1. Create time and space
Susan spoke to us at length about the need for creating time and creating space for those who are in crisis. What does this mean for those of us in content, content strategy and UX?
The first thing it means is that interfaces need to be sparse. Distractions need to be kept to an absolute minimum — or exclude them altogether. No popups. No bars. No clusters of content, or cluttered interfaces.
The second thing is means is keep everything simple. Make your sentences short. Make the paragraphs short. Give people loads of white space, ‘rest areas’ for their eyes. Reduce the complexity of any interaction, so that decision‐making can be both simple and effective. Studying users’ top tasks is fundamental. This article may be useful reading for you.
The third thing is to reduce cognitive load, by reducing decision‐making points. This may mean removing pop‐ups that demand action, and eliminating time‐pressure countdowns. Users in trauma need time and space to be able to make decisions. Creating unnecessary pressure points in their online experiences won’t be helpful to them.
2. Really think about consent. I mean, really.
When it comes to women in crisis in particular, consent isn’t just a legal term. Consent is about empowerment. The reason is because many women in trauma have had consent removed from their lives in ways many of us can’t even imagine. Their abilities to direct their lives have been, in many cases, completely removed.
Consider what you are doing if you remove the ability to consent, and what are your assumptions.
This might mean questioning your assumptions about:
content delivery channels
what you track and why
how you contact people and why
how you start conversations online
… and any number of other things.
The issue of consent is about the issue of choice. Allow these people to choose what their experiences will be like.
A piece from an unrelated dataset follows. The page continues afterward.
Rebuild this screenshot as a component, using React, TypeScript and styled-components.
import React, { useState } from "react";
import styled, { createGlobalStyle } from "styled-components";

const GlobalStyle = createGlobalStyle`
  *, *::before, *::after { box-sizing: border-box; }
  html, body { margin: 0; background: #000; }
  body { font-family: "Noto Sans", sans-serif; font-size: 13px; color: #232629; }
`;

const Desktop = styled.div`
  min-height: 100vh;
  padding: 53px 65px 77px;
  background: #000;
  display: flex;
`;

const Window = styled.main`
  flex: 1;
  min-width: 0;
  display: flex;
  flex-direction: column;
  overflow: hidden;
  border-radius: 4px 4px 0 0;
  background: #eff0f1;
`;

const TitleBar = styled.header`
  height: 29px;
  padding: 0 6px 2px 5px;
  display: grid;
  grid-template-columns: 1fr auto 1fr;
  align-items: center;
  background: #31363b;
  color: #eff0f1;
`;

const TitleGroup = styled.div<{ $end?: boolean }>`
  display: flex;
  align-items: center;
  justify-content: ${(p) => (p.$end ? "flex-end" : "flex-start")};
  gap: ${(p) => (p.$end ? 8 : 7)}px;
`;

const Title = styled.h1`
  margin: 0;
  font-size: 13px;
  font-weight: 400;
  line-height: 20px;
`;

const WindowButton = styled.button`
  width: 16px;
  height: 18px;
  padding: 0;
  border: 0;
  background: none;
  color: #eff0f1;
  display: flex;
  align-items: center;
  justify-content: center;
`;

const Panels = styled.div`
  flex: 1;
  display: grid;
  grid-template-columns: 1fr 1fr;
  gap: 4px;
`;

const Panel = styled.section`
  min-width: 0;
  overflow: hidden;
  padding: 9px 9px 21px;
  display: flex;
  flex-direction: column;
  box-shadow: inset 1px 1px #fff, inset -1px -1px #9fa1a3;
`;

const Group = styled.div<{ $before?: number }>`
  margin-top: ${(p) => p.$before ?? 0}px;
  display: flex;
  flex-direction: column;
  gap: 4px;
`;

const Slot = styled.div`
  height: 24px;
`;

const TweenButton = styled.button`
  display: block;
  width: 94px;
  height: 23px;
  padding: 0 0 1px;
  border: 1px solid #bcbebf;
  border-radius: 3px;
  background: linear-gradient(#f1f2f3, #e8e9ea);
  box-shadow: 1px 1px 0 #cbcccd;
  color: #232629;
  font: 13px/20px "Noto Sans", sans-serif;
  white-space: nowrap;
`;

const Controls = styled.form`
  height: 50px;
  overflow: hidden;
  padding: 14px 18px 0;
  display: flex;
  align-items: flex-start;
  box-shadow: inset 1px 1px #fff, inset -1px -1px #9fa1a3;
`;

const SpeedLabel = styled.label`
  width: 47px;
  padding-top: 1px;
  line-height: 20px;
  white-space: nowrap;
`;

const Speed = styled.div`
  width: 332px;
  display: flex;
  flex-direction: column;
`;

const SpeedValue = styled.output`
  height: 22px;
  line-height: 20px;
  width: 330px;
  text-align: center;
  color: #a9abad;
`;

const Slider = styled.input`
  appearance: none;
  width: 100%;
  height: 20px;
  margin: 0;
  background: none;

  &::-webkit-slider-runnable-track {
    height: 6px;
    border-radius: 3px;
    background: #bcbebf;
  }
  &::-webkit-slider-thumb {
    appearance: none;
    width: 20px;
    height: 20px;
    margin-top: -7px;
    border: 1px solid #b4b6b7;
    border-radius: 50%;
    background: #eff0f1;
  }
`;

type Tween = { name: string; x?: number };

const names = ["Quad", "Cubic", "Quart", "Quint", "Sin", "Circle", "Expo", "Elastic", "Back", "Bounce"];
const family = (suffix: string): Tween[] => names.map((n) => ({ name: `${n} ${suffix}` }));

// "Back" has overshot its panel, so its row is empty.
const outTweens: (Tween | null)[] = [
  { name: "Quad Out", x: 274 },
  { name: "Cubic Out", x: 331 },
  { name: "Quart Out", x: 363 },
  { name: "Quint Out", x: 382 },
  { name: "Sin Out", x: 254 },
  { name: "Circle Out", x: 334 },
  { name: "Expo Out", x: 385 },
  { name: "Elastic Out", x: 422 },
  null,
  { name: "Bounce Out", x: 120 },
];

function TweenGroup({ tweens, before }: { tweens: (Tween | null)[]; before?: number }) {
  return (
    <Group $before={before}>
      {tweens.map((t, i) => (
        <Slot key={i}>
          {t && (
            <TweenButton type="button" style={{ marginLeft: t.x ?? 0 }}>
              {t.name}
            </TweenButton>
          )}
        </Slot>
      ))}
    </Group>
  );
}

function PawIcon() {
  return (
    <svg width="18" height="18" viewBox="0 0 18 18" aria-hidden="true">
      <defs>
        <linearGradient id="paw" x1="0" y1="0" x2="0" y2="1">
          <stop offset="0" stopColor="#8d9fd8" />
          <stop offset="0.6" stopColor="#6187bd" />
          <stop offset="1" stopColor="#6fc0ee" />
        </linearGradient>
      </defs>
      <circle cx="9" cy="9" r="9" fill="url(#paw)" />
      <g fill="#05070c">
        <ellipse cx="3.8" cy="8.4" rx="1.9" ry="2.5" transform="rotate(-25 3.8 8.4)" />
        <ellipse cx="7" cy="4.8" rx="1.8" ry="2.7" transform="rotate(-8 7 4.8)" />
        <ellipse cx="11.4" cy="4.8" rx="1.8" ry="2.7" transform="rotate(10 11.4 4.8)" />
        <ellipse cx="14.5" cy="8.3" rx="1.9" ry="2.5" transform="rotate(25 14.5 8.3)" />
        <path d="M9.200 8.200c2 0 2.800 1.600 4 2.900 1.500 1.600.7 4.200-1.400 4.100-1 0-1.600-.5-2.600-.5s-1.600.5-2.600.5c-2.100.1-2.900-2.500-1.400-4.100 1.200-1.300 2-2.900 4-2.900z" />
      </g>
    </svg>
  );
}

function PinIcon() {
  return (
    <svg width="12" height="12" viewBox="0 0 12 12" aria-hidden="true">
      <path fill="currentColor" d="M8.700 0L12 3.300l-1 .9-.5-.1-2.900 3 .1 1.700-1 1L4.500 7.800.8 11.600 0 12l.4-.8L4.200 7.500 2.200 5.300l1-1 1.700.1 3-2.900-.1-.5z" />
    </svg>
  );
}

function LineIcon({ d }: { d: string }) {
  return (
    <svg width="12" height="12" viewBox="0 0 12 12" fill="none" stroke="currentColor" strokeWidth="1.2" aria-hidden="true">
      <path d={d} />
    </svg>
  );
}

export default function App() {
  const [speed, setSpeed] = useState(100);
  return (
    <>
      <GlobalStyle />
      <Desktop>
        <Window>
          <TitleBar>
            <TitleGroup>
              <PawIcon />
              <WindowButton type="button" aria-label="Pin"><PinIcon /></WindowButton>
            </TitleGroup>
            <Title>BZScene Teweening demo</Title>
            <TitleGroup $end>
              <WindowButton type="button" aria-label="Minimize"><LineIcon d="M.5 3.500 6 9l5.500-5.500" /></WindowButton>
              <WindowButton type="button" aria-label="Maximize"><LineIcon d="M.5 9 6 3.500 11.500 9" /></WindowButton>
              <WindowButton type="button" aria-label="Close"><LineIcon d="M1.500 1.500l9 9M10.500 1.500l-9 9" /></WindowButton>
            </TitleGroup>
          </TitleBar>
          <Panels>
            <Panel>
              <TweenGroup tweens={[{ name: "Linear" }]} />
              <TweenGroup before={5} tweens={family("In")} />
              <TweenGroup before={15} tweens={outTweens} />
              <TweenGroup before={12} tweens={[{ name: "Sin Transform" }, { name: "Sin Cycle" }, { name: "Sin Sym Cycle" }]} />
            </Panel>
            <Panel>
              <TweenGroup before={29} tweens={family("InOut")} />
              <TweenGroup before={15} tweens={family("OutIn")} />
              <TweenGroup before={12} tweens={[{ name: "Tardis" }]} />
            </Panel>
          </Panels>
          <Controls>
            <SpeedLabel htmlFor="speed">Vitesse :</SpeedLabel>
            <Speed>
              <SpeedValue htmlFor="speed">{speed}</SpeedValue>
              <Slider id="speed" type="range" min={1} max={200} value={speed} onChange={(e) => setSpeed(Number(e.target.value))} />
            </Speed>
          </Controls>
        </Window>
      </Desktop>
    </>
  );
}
Giving them choice reinforces the creation of positive living patterns.
Think, too, what it might mean for you if your end‐users don’t provide their consent. In what other ways can you capture the information you need? Creative thinking and alternative problem solving become your greatest assets.
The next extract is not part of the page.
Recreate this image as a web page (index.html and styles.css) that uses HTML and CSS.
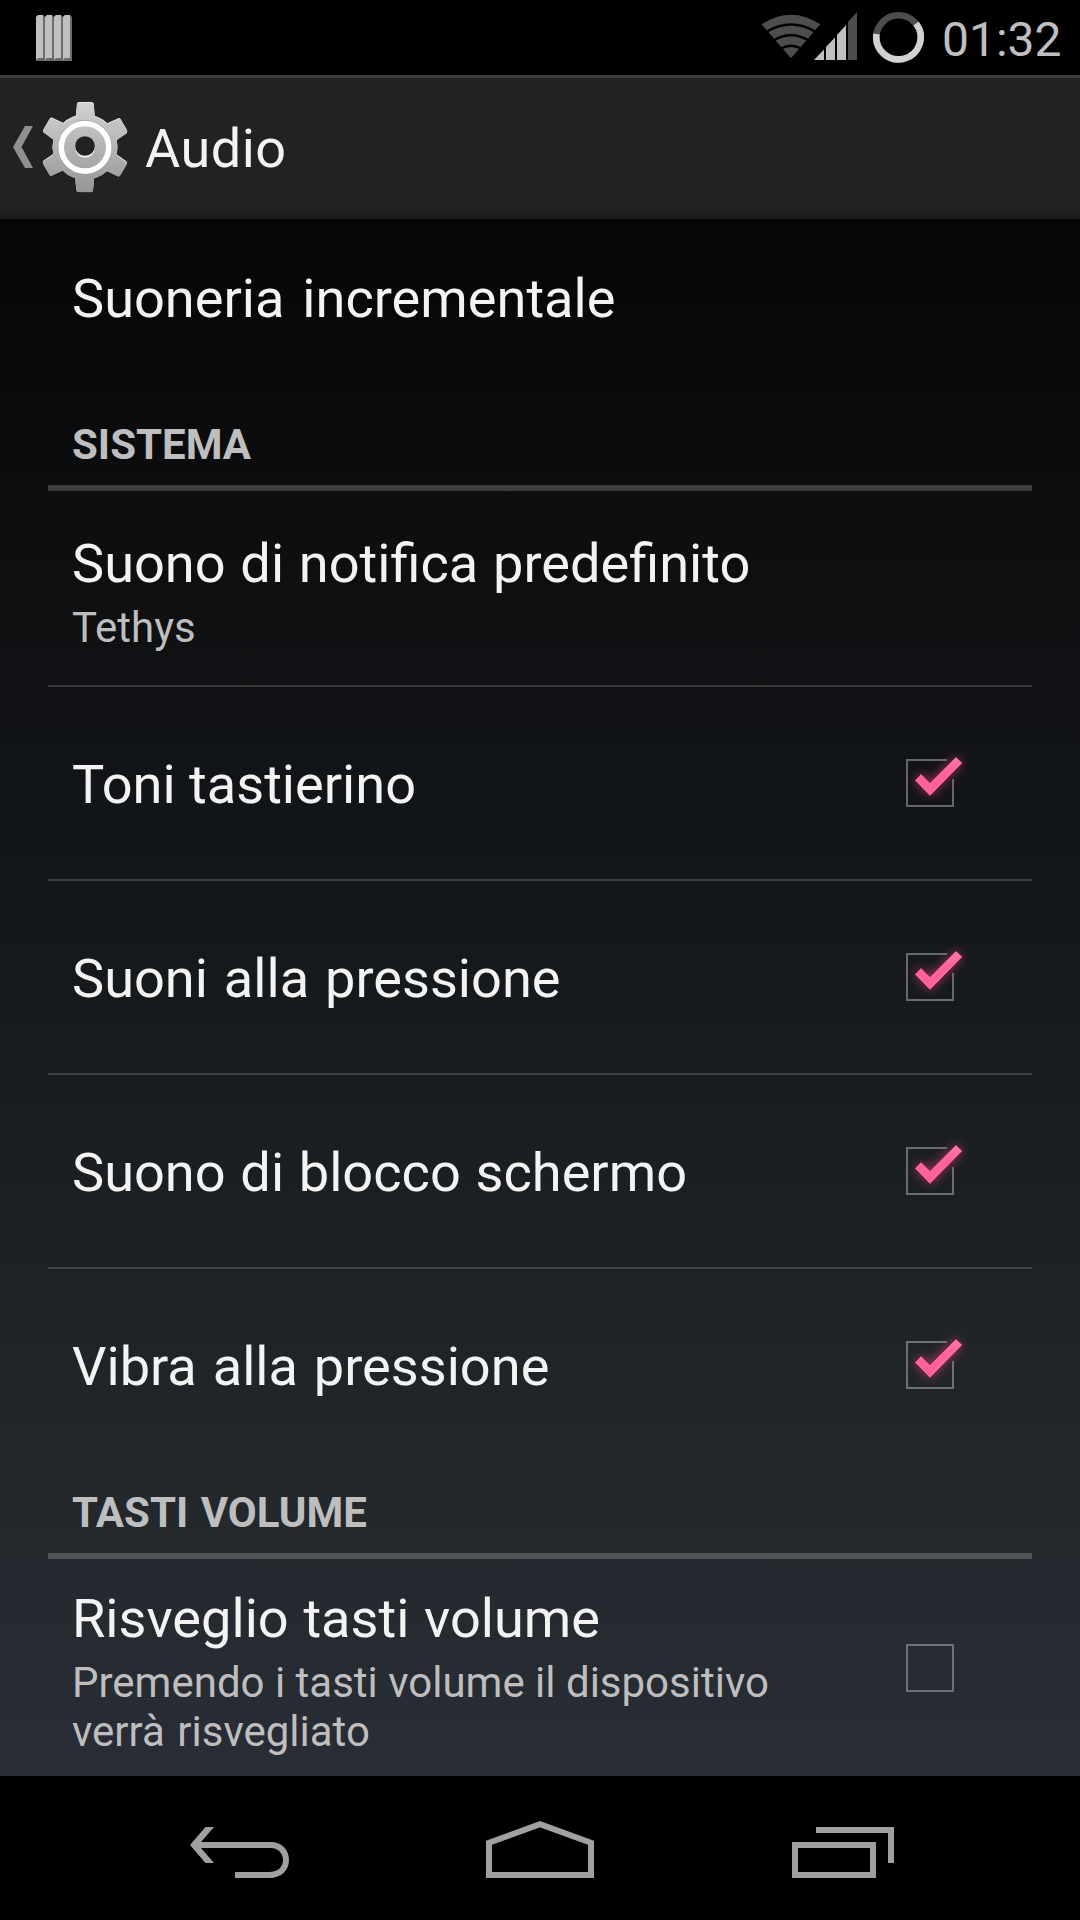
FILE: index.html
```html
<!DOCTYPE html>
<html lang="it">
<head>
<meta charset="utf-8">
<title>Audio</title>
<link rel="stylesheet" href="styles.css">
</head>
<body>
<svg width="0" height="0" class="defs" aria-hidden="true">
  <defs>
    <linearGradient id="pink" x1="0" y1="0" x2="0" y2="1"><stop offset="0" stop-color="#ff78a8"/><stop offset=".4" stop-color="#ff639b"/><stop offset="1" stop-color="#ff6199"/></linearGradient>
    <filter id="glow" x="-60%" y="-60%" width="220%" height="220%"><feGaussianBlur stdDeviation="5.500"/></filter>
    <symbol id="box-on" viewBox="0 0 48 48" overflow="visible">
      <path d="M41 1H1V47H47V20" fill="none" stroke="#fff" stroke-opacity=".35" stroke-width="2"/>
      <path d="M8.7 21.7L14.7 14.7L24 23.3L50-2L56.3 4L24 37Z" fill="#ff4488" opacity=".6" filter="url(#glow)"/>
      <path d="M8.700 21.500L15 14.700L24 23.600L50-2.300L56.600 4L24 37.300Z" fill="url(#pink)" stroke="#1a0a12" stroke-opacity=".8" stroke-width=".7"/>
    </symbol>
    <symbol id="box-off" viewBox="0 0 48 48">
      <rect x="1" y="1" width="46" height="46" fill="none" stroke="#fff" stroke-opacity=".33" stroke-width="2"/>
    </symbol>
  </defs>
</svg>
<div class="screen">
  <header class="status">
    <svg class="bars" width="36" height="46" viewBox="0 0 36 46">
      <defs><g id="bar"><path d="M0 2L2 0H7L9 2V46H0Z" fill="#6b6b6b"/><path d="M0 2L2 0H7V43H2L0 45Z" fill="#bfbfbf"/></g></defs>
      <use href="#bar"/><use href="#bar" x="9"/><use href="#bar" x="18"/><use href="#bar" x="27"/>
    </svg>
    <svg class="signals" width="166" height="54" viewBox="0 0 166 54">
      <path d="M30 49.300L.7 15.300Q30-4 59.300 15.300Z" fill="#4d4d4d"/>
      <g fill="none" stroke="#000" stroke-width="2.400"><path d="M5.700 22.600Q30 8.400 54.300 22.600"/><path d="M12.500 31.200Q30 21.200 47.500 31.200"/><path d="M20 39.500Q30 34.100 40 39.500"/></g>
      <g fill="#bfbfbf"><path d="M53 51L63 40.500V51Z"/><path d="M65 51V38L74 28.500V51Z"/><path d="M76 51V26L85 16V51Z"/></g>
      <path d="M87 51V13L96 3V51Z" fill="#4d4d4d"/>
      <circle cx="137.500" cy="28.500" r="22.200" fill="none" stroke="#4d4d4d" stroke-width="6.600"/>
      <path d="M115.500 25A22.200 22.200 0 1 0 155 14.500" fill="none" stroke="#d2d2d2" stroke-width="6.600"/>
    </svg>
    <span class="clock">01:32</span>
  </header>
  <div class="actionbar">
    <svg width="130" height="110" viewBox="0 0 130 110">
      <defs>
        <linearGradient id="metal" gradientUnits="userSpaceOnUse" x1="0" y1="10" x2="0" y2="100"><stop offset="0" stop-color="#d2d2d2"/><stop offset="1" stop-color="#969696"/></linearGradient>
        <path id="tooth" d="M75.500 27L77 11.500Q77.200 10 79 10H91Q93.500 10 93.700 11.500L95 27Z"/>
        <g id="gear"><circle cx="85" cy="54.700" r="32.500"/><use href="#tooth"/><use href="#tooth" transform="rotate(60 85 54.700)"/><use href="#tooth" transform="rotate(120 85 54.700)"/><use href="#tooth" transform="rotate(180 85 54.700)"/><use href="#tooth" transform="rotate(240 85 54.700)"/><use href="#tooth" transform="rotate(300 85 54.700)"/></g>
        <mask id="gearmask"><use href="#gear" y=".8" fill="#fff"/></mask>
      </defs>
      <path d="M25 34H33L21.500 55L33 76H25L13 55Z" fill="#909090"/>
      <use href="#gear" y="1.200" fill="#0c0c0c" stroke="#111" stroke-opacity=".5"/>
      <use href="#gear" fill="#f4f4f4"/>
      <rect x="35" y="5" width="100" height="99" fill="url(#metal)" mask="url(#gearmask)"/>
      <circle cx="85" cy="55.300" r="27.200" fill="#a0a0a0"/>
      <circle cx="85" cy="55.300" r="23.800" fill="url(#metal)" stroke="#fff" stroke-width="5.600"/>
      <circle cx="85" cy="56" r="9.800" fill="#eee"/>
      <circle cx="85" cy="54" r="9.800" fill="#222"/>
    </svg>
    <h1>Audio</h1>
  </div>
  <main class="list">
    <div class="row single first"><div class="title wide">Suoneria incrementale</div></div>
    <h2>SISTEMA</h2>
    <div class="row detail"><div class="text"><div class="title medium">Suono di notifica predefinito</div><div class="summary">Tethys</div></div></div>
    <div class="row single divided"><div class="title snug">Toni tastierino</div><svg class="check"><use href="#box-on"/></svg></div>
    <div class="row single divided"><div class="title">Suoni alla pressione</div><svg class="check"><use href="#box-on"/></svg></div>
    <div class="row single divided"><div class="title medium">Suono di blocco schermo</div><svg class="check"><use href="#box-on"/></svg></div>
    <div class="row single divided"><div class="title">Vibra alla pressione</div><svg class="check"><use href="#box-on"/></svg></div>
    <h2>TASTI VOLUME</h2>
    <div class="row last"><div class="text"><div class="title medium">Risveglio tasti volume</div><div class="summary">Premendo i tasti volume il dispositivo<br><span class="loose">verrà risvegliato</span></div></div><svg class="check"><use href="#box-off"/></svg></div>
  </main>
  <nav class="nav">
    <svg width="100" height="60" viewBox="0 0 100 60"><path d="M0 24L15.500 6H24L11 21H81C92 21 99 29 99 39S92 57 79 57H45V51H79C88 51 93 46 93 39S88 27 81 27H11L24 42H15.500Z" fill="#a0a0a0"/></svg>
    <svg width="108" height="60" viewBox="0 0 108 60"><path d="M3 21.800L54 3.300L105 21.800V54H3Z" fill="none" stroke="#a0a0a0" stroke-width="6"/></svg>
    <svg width="102" height="60" viewBox="0 0 102 60"><path d="M24 9H99V42M3 24H81V54H3Z" fill="none" stroke="#a0a0a0" stroke-width="6"/></svg>
  </nav>
</div>
</body>
</html>
```
FILE: styles.css
```css
* { box-sizing: border-box; }
body { margin: 0; background: #000; }
.defs { display: block; height: 0; }
svg { display: block; flex: none; }
.screen {
  width: 1080px;
  height: 1920px;
  display: flex;
  flex-direction: column;
  overflow: hidden;
  color: #f3f3f3;
  font-family: Roboto, sans-serif;
  background: linear-gradient(#000, #0e0f11 30%, #15191c 50%, #22272b 76%, #282c34 90%, #282d35);
}
.status {
  height: 75px;
  flex: none;
  display: flex;
  align-items: flex-start;
  background: #000;
  padding-left: 36px;
}
.bars { margin-top: 15px; }
.signals { margin: 9px 0 0 689px; }
.clock {
  margin: 12px 0 0 15px;
  font-size: 48px;
  line-height: 56px;
  color: #bfbfbf;
}
.actionbar {
  height: 144px;
  flex: none;
  display: flex;
  align-items: flex-start;
  padding-top: 14px;
  gap: 15px;
  background: #222;
  border-top: 3px solid #3b3b3b;
  border-bottom: 6px solid #1c1c1c;
}
h1 {
  margin: 25px 0 0;
  font-size: 54px;
  line-height: 64px;
  font-weight: 400;
  letter-spacing: .5px;
}
.list {
  height: 1557px;
  flex: none;
  overflow: hidden;
  padding: 0 48px;
}
.row {
  height: 192px;
  display: flex;
  align-items: center;
  justify-content: space-between;
  padding: 0 78px 0 24px;
}
.first { margin-top: -18px; }
.detail { height: 194px; }
.divided { height: 194px; border-top: 2px solid rgba(255, 255, 255, .16); }
.last { height: 218px; }
.title {
  font-size: 54.15px;
  line-height: 64px;
  word-spacing: 2.5px;
  white-space: nowrap;
}
.single .title { margin-top: 4px; }
.title.wide { word-spacing: 4.5px; }
.title.snug { word-spacing: 0; }
.title.medium { word-spacing: 1.3px; }
.summary {
  margin: 7px 0 -7px;
  font-size: 42px;
  line-height: 49px;
  color: #bebebe;
  white-space: nowrap;
}
.loose { word-spacing: 2px; }
.check { width: 48px; height: 48px; overflow: visible; }
h2 {
  margin: 0;
  height: 98px;
  padding: 27px 24px 0;
  border-bottom: 6px solid rgba(255, 255, 255, .2);
  font-size: 42px;
  line-height: 50px;
  font-weight: 700;
  word-spacing: 2px;
  color: #bebebe;
}
.nav {
  height: 144px;
  flex: none;
  display: flex;
  padding: 45px 0 0 190px;
  background: #000;
}
.nav svg + svg { margin-left: 196px; }
.nav svg + svg + svg { margin-left: 198px; }
```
3. Consider what giving a limited range of options might mean; and then consider the reverse of that.
Depending on your audience, giving people a limited range of options may give rise to fear or anxiety. They may have been in situations in which the options they chose were thrown back at them. They may not be capable right now of making a choice from an open‐ended range.
4. Change your usability study design
You may need to change the fundamentals of your usability studies.
You may need to:
design very short studies (at most 10 minutes)
allow for many more times in which you interact with someone
allow long periods of time in which you wait for a response
design studies that allow people to give their consent (or not) at every single point
design different questions, ones that don’t rely on memory
prepare to hear what your participants think you want to hear.
allow time for familiarisation and trust‐building before you even get to your study
encourage positive involvement in the outcomes of the studies somehow
co‐create the studies with your users. This may help them feel that they are creating resources, rather than ‘being studied’.
You can’t expect your standard methods to work for people in crisis or in trauma
Accessibility standards only go so far. People in crisis or trauma have specific needs, because their experiences have changed how they relate to the world.
What we can’t do is assume that we understand the impact of the trauma on a person, or the depth of that impact. Accessibility standards go a long way, particularly in areas of consistency and choice, but it may not be enough.
Being advocates for our audiences isn’t just about ‘finding out’ what their needs are. It also means being flexible enough to change how we approach them.
Do you have experience designing content for those in crisis or trauma? What do you think about all this?